A point to be reckoned with here is that self-policing by the software provider is apt to fail, because the incentives aren't very good for it. But, on the flip side, we don't have a good model of effective yet non-intrusive online policing in broad social networks. (In narrow cases, for example on my class site, the site owner can function in this policing role. I tell my students I will delete those comments I find inappropriate. I can't ever recall doing that for a student in the class, but since I use a public site I can recall deleting comments from people who weren't in the class.)

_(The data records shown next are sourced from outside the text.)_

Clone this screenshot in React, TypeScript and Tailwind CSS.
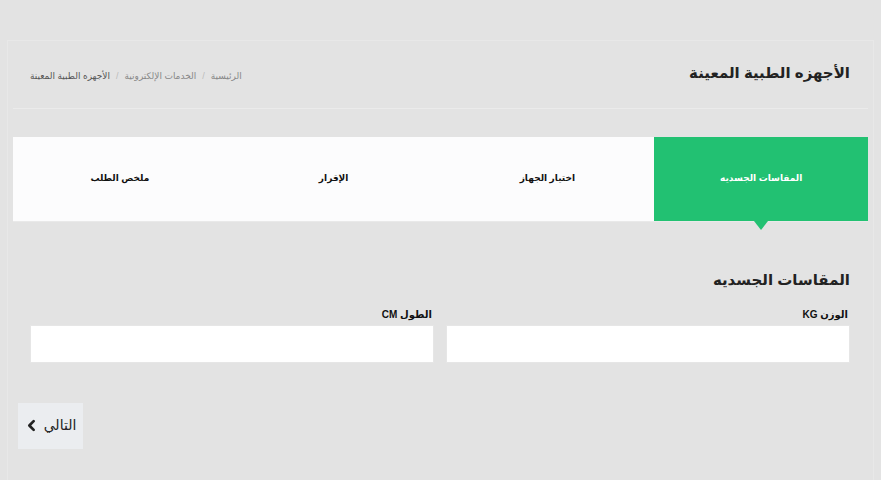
export default function App() {
  const steps = ["المقاسات الجسديه", "اختيار الجهاز", "الإقرار", "ملخص الطلب"];
  return (
    <main
      dir="rtl"
      className="w-[881px] h-[480px] bg-[#e3e3e3] overflow-hidden pt-[40px] px-[7px]"
      style={{ fontFamily: '"Liberation Sans", "DejaVu Sans", sans-serif' }}
    >
      <div className="h-full border-t border-r border-l border-[#e8e8e8] px-[5px]">
        {/* header */}
        <div className="flex items-center justify-between h-[68px] border-b border-[#ebebeb] pr-[18px] pl-[17px]">
          <h1 className="text-[15px] font-bold text-[#222] mt-[-2px]">الأجهزه الطبية المعينة</h1>
          <nav className="flex items-center gap-[6px] text-[9px] text-[#666] mt-[4px]">
            <span className="text-[#888]">الرئيسية</span>
            <span className="text-[#bbb]">/</span>
            <span className="text-[#888]">الخدمات الإلكترونية</span>
            <span className="text-[#bbb]">/</span>
            <span className="text-[#555]">الأجهزه الطبية المعينة</span>
          </nav>
        </div>

        {/* steps */}
        <div className="grid grid-cols-4 h-[85px] mt-[28px] bg-[#fcfcfd] border-b border-[#e9e9e9]">
          {steps.map((s, i) => (
            <div
              key={s}
              className={
                i === 0
                  ? "relative flex items-center justify-center bg-[#22c172] text-white text-[9px] font-bold"
                  : "flex items-center justify-center text-[#111] text-[9px] font-bold"
              }
            >
              {s}
              {i === 0 && (
                <span className="absolute left-1/2 -translate-x-1/2 top-full w-0 h-0 border-l-[7px] border-r-[7px] border-t-[9px] border-l-transparent border-r-transparent border-t-[#22c172]" />
              )}
            </div>
          ))}
        </div>

        {/* form */}
        <section className="pr-[18px] pl-[17px] mt-[47px]">
          <h2 className="text-[15px] font-bold text-[#222]">المقاسات الجسديه</h2>
          <div className="grid grid-cols-2 gap-[12px] mt-[15px]">
            <label className="flex flex-col gap-[3px]">
              <span className="text-[10px] font-bold text-[#111] pr-[2px]">الوزن KG</span>
              <input className="h-[38px] bg-white border border-[#e6e6e6] outline-none" />
            </label>
            <label className="flex flex-col gap-[3px]">
              <span className="text-[10px] font-bold text-[#111] pr-[2px]">الطول CM</span>
              <input className="h-[38px] bg-white border border-[#e6e6e6] outline-none" />
            </label>
          </div>
        </section>

        <div className="flex justify-end mt-[40px] pl-[5px]">
          <button className="flex items-center gap-[6px] w-[65px] h-[46px] justify-center bg-[#ebedf0] text-[14px] text-[#222]">
            التالي
            <svg viewBox="0 0 24 24" className="w-[13px] h-[13px]" fill="none" stroke="currentColor" strokeWidth={5} strokeLinecap="round" strokeLinejoin="round">
              <path d="M16 4l-8 8 8 8" />
            </svg>
          </button>
        </div>
      </div>
    </main>
  );
}
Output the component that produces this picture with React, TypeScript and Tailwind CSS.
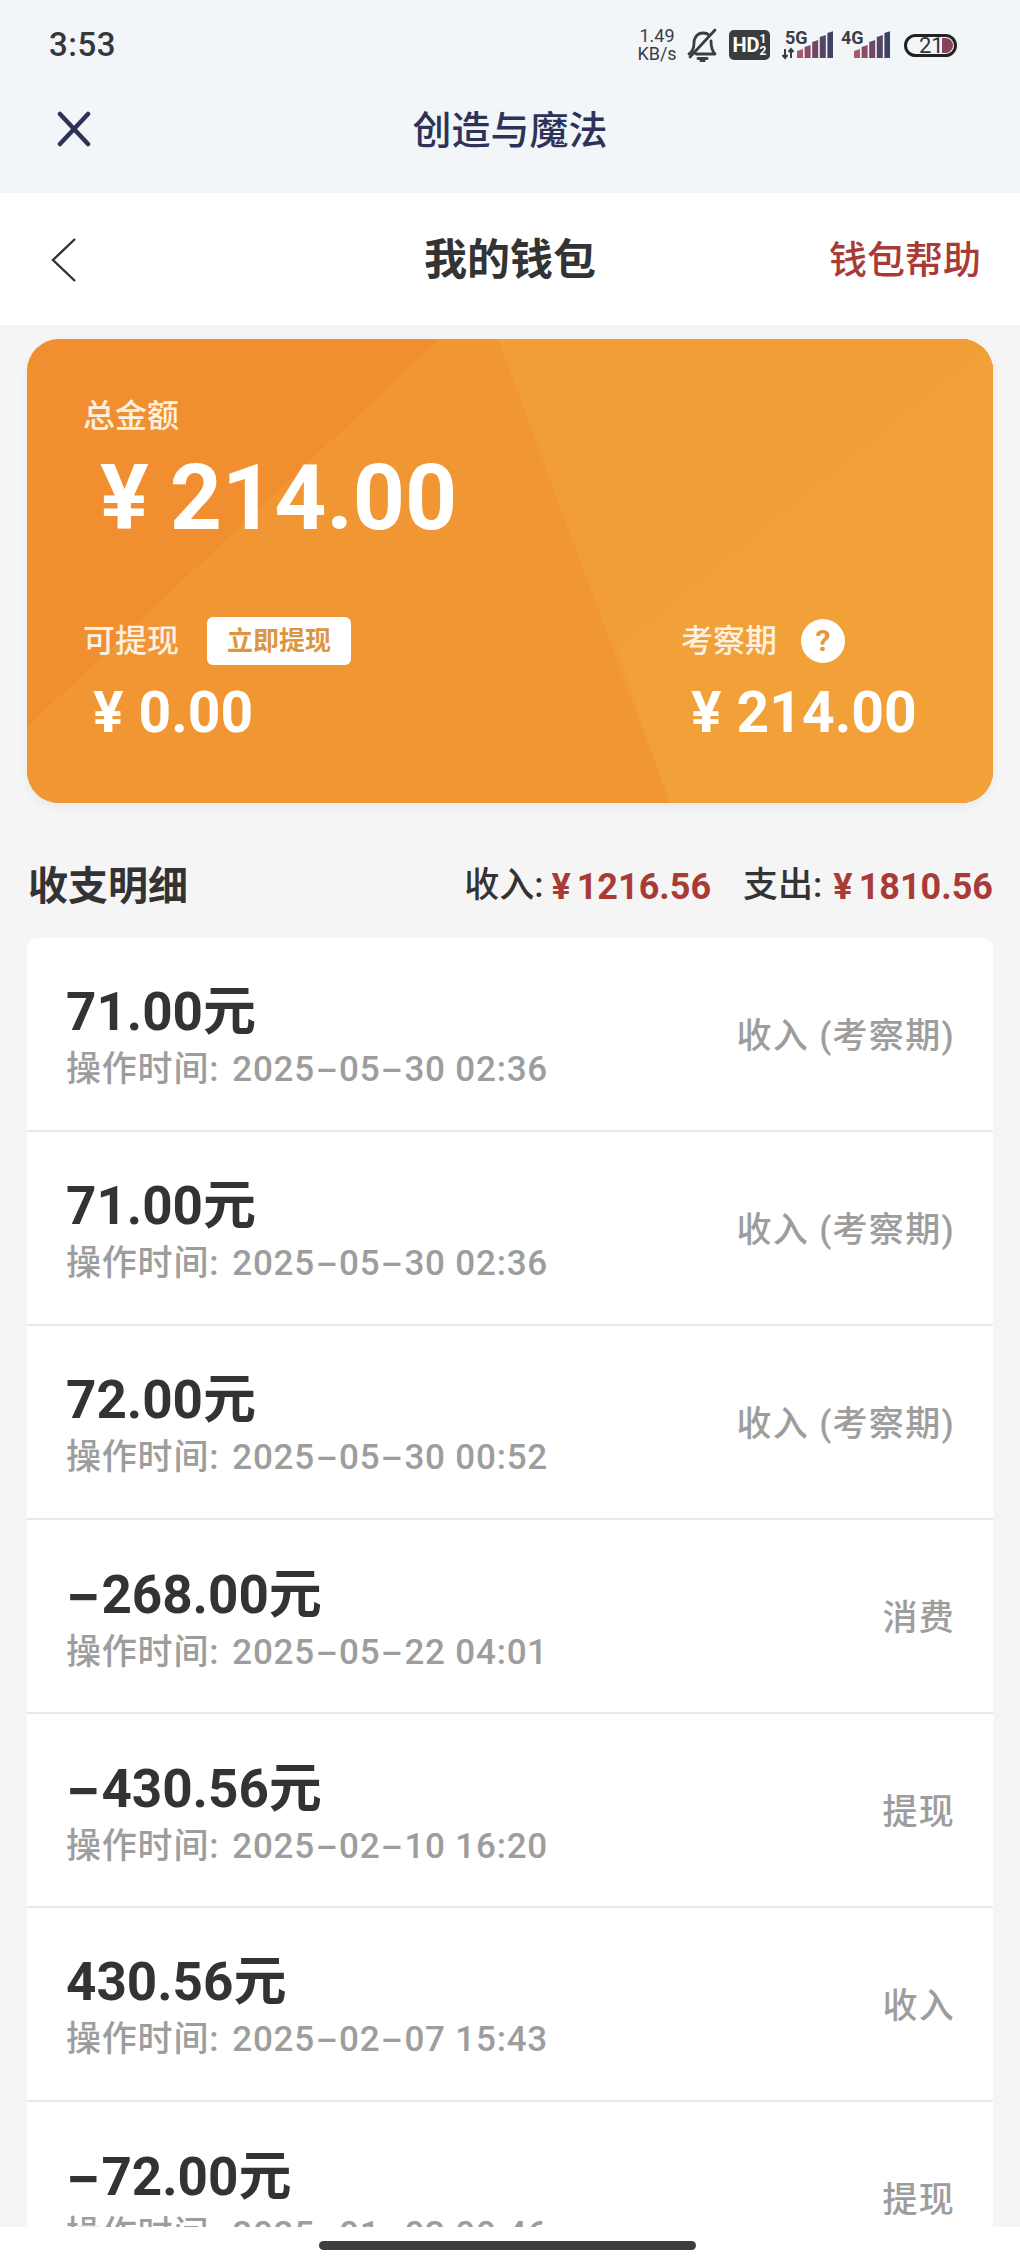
import React from "react";

const CJK = "font-['Roboto','Noto_Sans_CJK_SC',sans-serif]";

function Dashed({ text }: { text: string }) {
  const parts = text.split("-");
  return (
    <>
      {parts.map((p, i) => (
        <React.Fragment key={i}>
          {i > 0 && <span className="font-['Inter'] inline-block scale-x-150 mx-[0.1em]">-</span>}
          {p}
        </React.Fragment>
      ))}
    </>
  );
}

function Bell() {
  return (
    <svg width="30" height="34" viewBox="0 0 30 34" fill="none" stroke="#3a3d42" strokeWidth="2.8" strokeLinecap="round" strokeLinejoin="round">
      <path d="M2 26c3-2 5-5 5-11 0-6 4-10 9-10 3 0 5 1 6 2" />
      <path d="M24 13c0 6 1 10 4 13H9" />
      <path d="M3 29 L28 2" />
      <path d="M11 30.5h9" />
      <path d="M14 33h3" />
    </svg>
  );
}

function Signal({ label, x0, w, arrows = false }: { label: string; x0: number; w: number; arrows?: boolean }) {
  const bars = [
    { i: 0, h: 9, f: "#ab5a6e" },
    { i: 1, h: 13, f: "#8a4d64" },
    { i: 2, h: 18, f: "#6f4964" },
    { i: 3, h: 23, f: "#564665" },
    { i: 4, h: 27, f: "#404265" },
  ];
  return (
    <div className="relative h-[30px]" style={{ width: w }}>
      <svg width={w} height="30" viewBox={`0 0 ${w} 30`}>
        {bars.map((b) => {
          const x = x0 + b.i * 7.6;
          return <path key={b.i} d={`M${x} ${28 - b.h + 2}L${x + 6} ${28 - b.h}V28H${x}Z`} fill={b.f} />;
        })}
        {arrows && <path d="M4 19v9M1.5 25l2.5 3 2.5-3M10 28v-9M7.5 22l2.5-3 2.5 3" stroke="#3a3d42" strokeWidth="2" fill="none" />}
      </svg>
      <span className={`absolute top-[0px] text-[18px] leading-[16px] font-bold text-[#3a3d42] font-['Roboto'] ${arrows ? "left-[4px]" : "left-[0px]"}`}>{label}</span>
    </div>
  );
}

function Row({ amount, time, label }: { amount: string; time: string; label: string }) {
  return (
    <div className="h-[194px] shrink-0 bg-white border-b-2 border-[#e9e9e9] flex items-center justify-between pl-[39px] pr-[38px]">
      <div className="flex flex-col pt-[6px]">
        <div className={`${CJK} text-[53px] leading-[62px] font-bold text-[#333333]`}>
          <Dashed text={amount} />元
        </div>
        <div className={`${CJK} text-[35px] leading-[46px] mt-[2px] font-medium text-[#9d9d9d] tracking-[0.8px]`}>
          操作时间:<span className="ml-[13px]"><Dashed text={time} /></span>
        </div>
      </div>
      <div className={`${CJK} pt-[5px] text-[35px] leading-[44px] text-[#9d9d9d] font-medium tracking-[1.3px] whitespace-pre`}>{label}</div>
    </div>
  );
}

const rows = [
  { amount: "71.00", time: "2025-05-30 02:36", label: "收入 (考察期)" },
  { amount: "71.00", time: "2025-05-30 02:36", label: "收入 (考察期)" },
  { amount: "72.00", time: "2025-05-30 00:52", label: "收入 (考察期)" },
  { amount: "-268.00", time: "2025-05-22 04:01", label: "消费" },
  { amount: "-430.56", time: "2025-02-10 16:20", label: "提现" },
  { amount: "430.56", time: "2025-02-07 15:43", label: "收入" },
  { amount: "-72.00", time: "2025-01-03 00:46", label: "提现" },
];

export default function App() {
  return (
    <div className={`relative w-[1020px] h-[2267px] overflow-hidden bg-[#f5f5f5] ${CJK}`}>
      {/* app header */}
      <div className="h-[193px] bg-[#f3f6f9] flex flex-col">
        <div className="h-[90px] shrink-0 flex items-center justify-between pl-[49px] pr-[63px]">
          <span className="text-[33px] font-medium text-[#34373b] font-['Roboto'] tracking-[0.5px]">3:53</span>
          <div className="flex items-center">
            <div className="text-[18px] leading-[18px] text-[#3a3d42] font-['Roboto'] text-center w-[40px]">
              1.49
              <br />
              KB/s
            </div>
            <div className="ml-[10px]"><Bell /></div>
            <div className="ml-[12px] w-[41px] h-[30px] rounded-[5px] bg-[#3a3c3f] flex items-center justify-center text-white font-bold font-['Roboto'] text-[20px] leading-none">
              HD<span className="text-[12px] leading-[12px] text-center">1<br />2</span>
            </div>
            <div className="ml-[11px]"><Signal label="5G" x0={16} w={52} arrows /></div>
            <div className="ml-[8px]"><Signal label="4G" x0={13} w={49} /></div>
            <div className="ml-[14px] w-[53px] h-[23px] rounded-full border-[3px] border-[#222] flex items-center justify-end overflow-hidden pr-[1px] relative">
              <span className="absolute left-[12px] top-[-2px] text-[22px] leading-[22px] text-[#333] font-['Roboto']">21</span>
              <div className="w-[11px] h-[15px] bg-[#8a4257] rounded-r-full" />
            </div>
          </div>
        </div>
        <div className="relative h-[80px] shrink-0 flex items-center justify-center pt-[2px]">
          <svg className="absolute left-[57px] top-[21px]" width="34" height="36" viewBox="0 0 34 36" fill="none" stroke="#2d3358" strokeWidth="4.5" strokeLinecap="round">
            <path d="M3 3 31 33M31 3 3 33" />
          </svg>
          <span className="text-[39px] font-medium text-[#2d3358]">创造与魔法</span>
        </div>
      </div>

      {/* page nav */}
      <div className="relative h-[132px] bg-white flex items-center justify-center pt-[2px]">
        <svg className="absolute left-[51px] top-[45px]" width="26" height="44" viewBox="0 0 26 44" fill="none" stroke="#333" strokeWidth="2.4">
          <path d="M24 1 2 22l22 21" />
        </svg>
        <span className="text-[43px] font-bold text-[#333333]">我的钱包</span>
        <span className="absolute right-[39px] top-[41px] text-[38px] leading-[52px] font-medium text-[#a93b37]">钱包帮助</span>
      </div>

      {/* balance card */}
      <div className="relative mx-[27px] mt-[14px] h-[464px] rounded-[32px] overflow-hidden bg-[#f18e2f] shadow-[0_4px_10px_rgba(0,0,0,0.05)] text-white">
        <svg className="absolute inset-0" width="967" height="464" viewBox="0 0 967 464">
          <path d="M412 0H967V464H0V388Z" fill="#f09633" />
          <path d="M471 0H967V464H643Z" fill="#f19e37" />
          <path d="M967 4V464H643L591 311Z" fill="#f2a139" />
        </svg>
        <div className="relative h-full flex flex-col">
          <div className="pl-[56px] pt-[56px] text-[32px] leading-[42px] font-medium text-[#fdf0df]">总金额</div>
          <div className="pl-[73px] mt-[11px] flex items-center text-[91px] leading-[100px] font-bold">
            <span className="mr-[21px]">¥</span>214.00
          </div>
          <div className="flex justify-between mt-[69px]">
            <div className="pl-[56px]">
              <div className="flex items-center h-[48px]">
                <span className="text-[32px] font-medium text-[#fdf0df]">可提现</span>
                <span className="ml-[28px] w-[144px] h-[48px] rounded-[6px] bg-white text-[#dd9640] text-[26px] font-bold flex items-center justify-center">立即提现</span>
              </div>
              <div className="pl-[10px] mt-[15px] text-[57px] leading-[66px] font-bold"><span className="mr-[15px]">¥</span>0.00</div>
            </div>
            <div className="w-[312px]">
              <div className="flex items-center h-[48px]">
                <span className="text-[32px] font-medium text-[#fdf0df]">考察期</span>
                <span className="ml-[24px] w-[44px] h-[44px] rounded-full bg-white text-[#e8963a] text-[30px] leading-none font-bold flex items-center justify-center">?</span>
              </div>
              <div className="pl-[10px] mt-[15px] text-[57px] leading-[66px] font-bold"><span className="mr-[15px]">¥</span>214.00</div>
            </div>
          </div>
        </div>
      </div>

      {/* heading */}
      <div className="h-[135px] pt-[32px] pl-[28px] pr-[27px] flex items-center justify-between">
        <span className="text-[40px] font-bold text-[#333333]">收支明细</span>
        <div className="flex items-center text-[35px] font-medium text-[#333333]">
          <span>收入:</span>
          <span className="ml-[8px] text-[36px] font-bold text-[#a93b37]"><span className="mr-[6px]">¥</span>1216.56</span>
          <span className="ml-[32px]">支出:</span>
          <span className="ml-[11px] text-[36px] font-bold text-[#a93b37]"><span className="mr-[6px]">¥</span>1810.56</span>
        </div>
      </div>

      {/* list */}
      <div className="mx-[27px] rounded-t-[10px] overflow-hidden flex flex-col">
        {rows.map((r, i) => (
          <Row key={i} {...r} />
        ))}
      </div>

      {/* gesture bar */}
      <div className="absolute left-0 right-0 bottom-0 h-[40px] bg-white">
        <div className="absolute left-[319px] top-[14px] w-[377px] h-[9px] rounded-full bg-[#3e3e3e]" />
      </div>
    </div>
  );
}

The concept of online police may be anathema to those of of us weaned on the mantra - the Internet should be free and open. Wouldn't policing be used to suppress thoughtful but contrary opinion? Before answering that questions, we should ask, why there isn't more abuse by traffic cops. They largely do the job they are paid to do. If that system works, more or less, couldn't some online analog work as well?
Wrap Up
Some time ago I wrote a post called Gaming The System Versus Designing It, where I argued that we've all become very good gamers, but most of us don't have a clue about what good system design looks like. There is a problem when a large social network provider operates with a gamer mentality, even as it is providing a public good on a very large scale. We need more designer thinking on these matters. In this post, my goal was not to provide an elegant design alternative to the present situation. I, for one, am not close to being ready to do that. But I hope we can start to ask about those issues a good design would need to address. If others begin to consider the same sort of questions, that would be progress.